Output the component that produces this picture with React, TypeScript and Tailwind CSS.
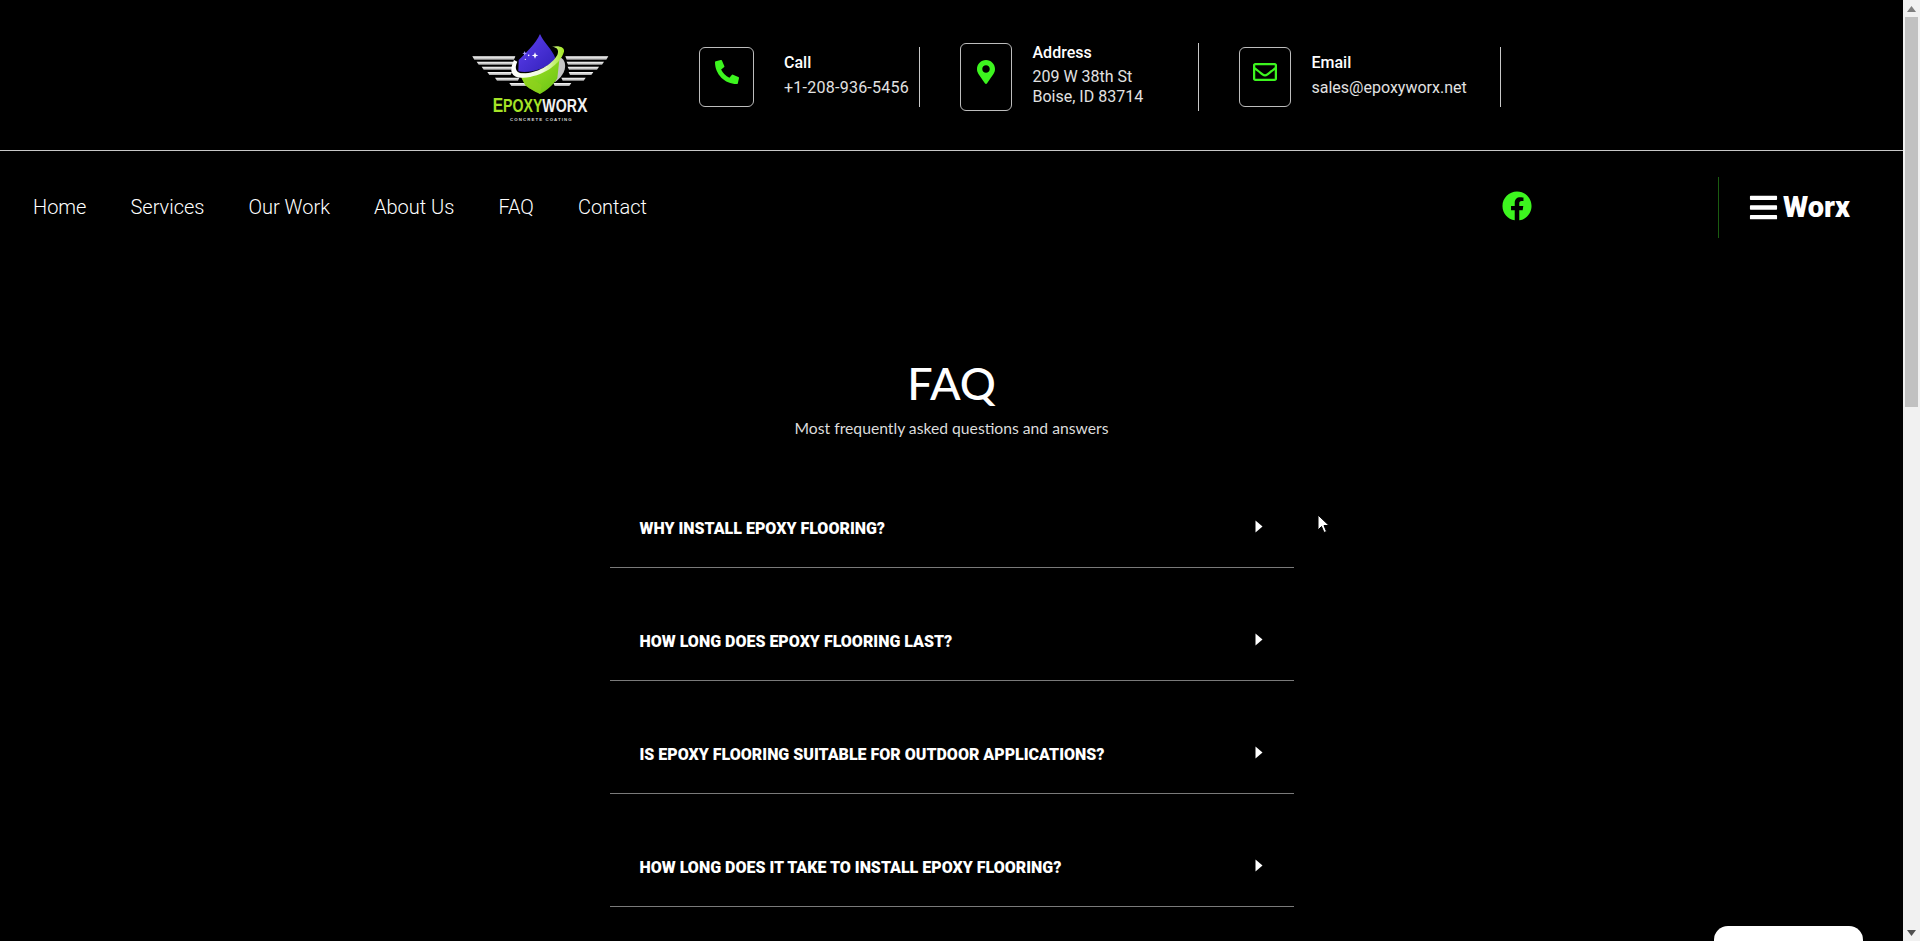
import { FaPhoneAlt, FaMapMarkerAlt, FaRegEnvelope, FaFacebook, FaBars } from "react-icons/fa";

function Logo() {
  const left: [number, number, number, number][] = [
    [97, 139, 226, 149],
    [110, 155, 222, 164],
    [125, 170, 219, 179],
    [142, 186, 216, 195],
    [165, 203, 238, 212],
    [208, 219, 262, 228],
  ];
  return (
    <svg width="200" height="130" viewBox="0 0 600 390" className="shrink-0">
      <defs>
        <linearGradient id="wing" x1="0" y1="0" x2="0" y2="1">
          <stop offset="0" stopColor="#ffffff" />
          <stop offset="1" stopColor="#a8a8a8" />
        </linearGradient>
        <linearGradient id="blue" x1="0" y1="0" x2="1" y2="1">
          <stop offset="0" stopColor="#5f40f0" />
          <stop offset="1" stopColor="#3020b8" />
        </linearGradient>
        <linearGradient id="green" x1="0" y1="0" x2="1" y2="1">
          <stop offset="0" stopColor="#a8e626" />
          <stop offset="1" stopColor="#66c214" />
        </linearGradient>
        <linearGradient id="ring" x1="0" y1="0" x2="1" y2="0">
          <stop offset="0" stopColor="#ffffff" />
          <stop offset="0.6" stopColor="#eefadb" />
          <stop offset="1" stopColor="#a2e81e" />
        </linearGradient>
      </defs>
      {left.map(([x1, y1, x2, y2], i) => (
        <g key={i} fill="url(#wing)">
          <path d={`M${x1} ${y1}H${x2}L${x2 - 4} ${y2}H${x1 + 6}Z`} />
          <path d={`M${602 - x1} ${y1}H${602 - x2}L${602 - x2 + 4} ${y2}H${602 - x1 - 6}Z`} />
        </g>
      ))}
      <path d="M352 140C372 140 384 165 368 192C360 205 352 212 345 216Z" fill="#c4c4c4" />
      <path d="M300 72C310 95 330 112 342 135L348 150C312 178 265 192 235 184L236 150C258 128 288 100 300 72Z" fill="url(#blue)" />
      <path d="M240 190C285 196 335 178 358 150L352 205C340 225 320 242 300 252C282 244 262 232 256 226L245 205Z" fill="url(#green)" />
      <path d="M300 252C282 244 262 232 256 226L245 205C275 205 290 215 305 225Z" fill="#8fd11c" opacity="0.6" />
      <path d="M222 150C205 185 215 205 250 203C305 200 360 165 372 125C375 112 358 105 336 110C352 112 358 120 352 135C335 165 290 190 250 190C228 190 222 175 232 155Z" fill="url(#ring)" />
      <path d="M285 127L288 134L295 136L288 139L285 146L282 139L275 136L282 134Z" fill="#fff" />
      <path d="M254 123L256 128L261 130L256 132L254 137L252 132L247 130L252 128Z" fill="#a79bff" />
      <circle cx="266" cy="136" r="2.5" fill="#fff" />
      <circle cx="256" cy="148" r="2" fill="#fff" />
      <text x="158" y="305" fontFamily="Liberation Sans, sans-serif" fontWeight="700" fontSize="56" textLength="284" lengthAdjust="spacingAndGlyphs">
        <tspan fontSize="62" fill="#a6e327">E</tspan>
        <tspan fill="#a6e327">POXY</tspan>
        <tspan fill="#f2f2f2">WOR</tspan>
        <tspan fontSize="62" fill="#f2f2f2">X</tspan>
      </text>
      <text x="210" y="332" fontFamily="Liberation Sans, sans-serif" fontWeight="700" fontSize="13" fill="#d8d8d8" textLength="185">CONCRETE COATING</text>
    </svg>
  );
}

function Contact({ icon, boxW, boxH, gap, title, lines, w }: { icon: React.ReactNode; boxW: string; boxH: string; gap: string; title: string; lines: string[]; w: string }) {
  return (
    <div className={`flex items-center ${boxH}`}>
      <div className={`flex items-center justify-center rounded-md border border-[#bdbdbd] text-[#3df51f] ${boxW} ${boxH} pb-[10px]`}>{icon}</div>
      <div className={`mb-[6px] flex flex-col ${gap} ${w}`}>
        <div className="mb-[2px] text-[16px] leading-[24px] font-medium text-white">{title}</div>
        {lines.map((l) => (
          <div key={l} className={l.startsWith("+") ? "text-[16px] leading-[20px] tracking-[0.25px] text-[#e2e2e2]" : "text-[16px] leading-[20px] text-[#e2e2e2]"}>{l}</div>
        ))}
      </div>
    </div>
  );
}

const navItems = ["Home", "Services", "Our Work", "About Us", "FAQ", "Contact"];
const faqs = [
  "WHY INSTALL EPOXY FLOORING?",
  "HOW LONG DOES EPOXY FLOORING LAST?",
  "IS EPOXY FLOORING SUITABLE FOR OUTDOOR APPLICATIONS?",
  "HOW LONG DOES IT TAKE TO INSTALL EPOXY FLOORING?",
];

export default function App() {
  return (
    <div className="relative flex h-screen overflow-hidden bg-black font-['Roboto',sans-serif] text-white">
      <div className="min-w-0 flex-1 overflow-hidden">
        <header className="flex h-[151px] items-center border-b border-[#c8c8c8] pl-[440px]">
          <Logo />
          <div className="mt-[4px] ml-[59px] flex items-center">
            <Contact icon={<FaPhoneAlt size={24} />} boxW="w-[55px]" boxH="h-[60px]" gap="gap-[1px] ml-[30px]" title="Call" lines={["+1-208-936-5456"]} w="w-[135px]" />
            <div className="h-[60px] w-px bg-[#c8c8c8]" />
            <div className="ml-[40px]">
              <Contact icon={<FaMapMarkerAlt size={24} />} boxW="w-[52px]" boxH="h-[68px]" gap="ml-[20.5px]" title="Address" lines={["209 W 38th St", "Boise, ID 83714"]} w="w-[165.5px]" />
            </div>
            <div className="h-[68px] w-px bg-[#c8c8c8]" />
            <div className="ml-[40px]">
              <Contact icon={<FaRegEnvelope size={24} />} boxW="w-[52px]" boxH="h-[60px]" gap="gap-[1px] ml-[20.5px]" title="Email" lines={["sales@epoxyworx.net"]} w="w-[188.5px]" />
            </div>
            <div className="h-[60px] w-px bg-[#c8c8c8]" />
          </div>
        </header>

        <nav className="flex h-[112px] items-center pl-[33px]">
          <div className="flex gap-[44px] text-[20px] font-light text-white">
            {navItems.map((n) => (
              <span key={n}>{n}</span>
            ))}
          </div>
          <FaFacebook size={30} className="mb-[2px] ml-[855px] text-[#3df51f]" />
          <div className="ml-[186px] h-[61px] w-px bg-[#1a5c10]" />
          <div className="ml-[29px] flex items-center gap-[4px]">
            <FaBars size={31} className="text-white" />
            <span className="text-[29px] leading-none font-black">Worx</span>
          </div>
        </nav>

        <main className="flex flex-col items-center pt-[94px]">
          <h1 className="font-['Lato',sans-serif] text-[45px] leading-[52px] font-medium text-white">FAQ</h1>
          <p className="mt-[8px] font-['Lato',sans-serif] text-[15.7px] leading-[22px] text-[#dcdcdc]">Most frequently asked questions and answers</p>
          <div className="mt-[16px] w-[684px]">
            {faqs.map((q) => (
              <div key={q} className="flex h-[113px] items-end border-b border-[#7a7a7a] pr-[31px] pl-[30px]">
                <div className="flex h-[50px] flex-1 items-start justify-between">
                  <span className="text-[16px] leading-[24px] font-black text-white">{q}</span>
                  <svg width="8" height="13" viewBox="0 0 8 13" className="mt-[3px]">
                    <path d="M0.5 0.5L7.5 6.5L0.5 12.5Z" fill="#fff" />
                  </svg>
                </div>
              </div>
            ))}
          </div>
        </main>
      </div>

      <div className="flex w-[17px] shrink-0 flex-col bg-[#f1f1f1]">
        <div className="flex h-[17px] items-center justify-center">
          <svg width="9" height="6" viewBox="0 0 9 6"><path d="M4.5 0L9 6H0Z" fill="#7f7f7f" /></svg>
        </div>
        <div className="mx-[2px] h-[390px] bg-[#c1c1c1]" />
        <div className="flex-1" />
        <div className="flex h-[17px] items-center justify-center">
          <svg width="9" height="6" viewBox="0 0 9 6"><path d="M4.5 6L9 0H0Z" fill="#505050" /></svg>
        </div>
      </div>

      <svg width="13" height="20" viewBox="0 0 13 20" className="absolute top-[514px] left-[1317px]">
        <path d="M1 1V16L4.5 12.5L7 18.5L9.5 17.5L7 11.5H12Z" fill="#fff" stroke="#000" strokeWidth="1" />
      </svg>
      <div className="absolute top-[926px] left-[1714px] h-[40px] w-[149px] rounded-[14px] bg-white" />
    </div>
  );
}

◆ ◆ ◆

_Problem to work on_. Repeat the lines above, starting at the first and stopping after the line that holds "FaRegEnvelope, FaFacebook, FaBars", with the pictures left out.

_Written response_.
Output the component that produces this picture with React, TypeScript and Tailwind CSS.
import { FaPhoneAlt, FaMapMarkerAlt, FaRegEnvelope, FaFacebook, FaBars } from "react-icons/fa";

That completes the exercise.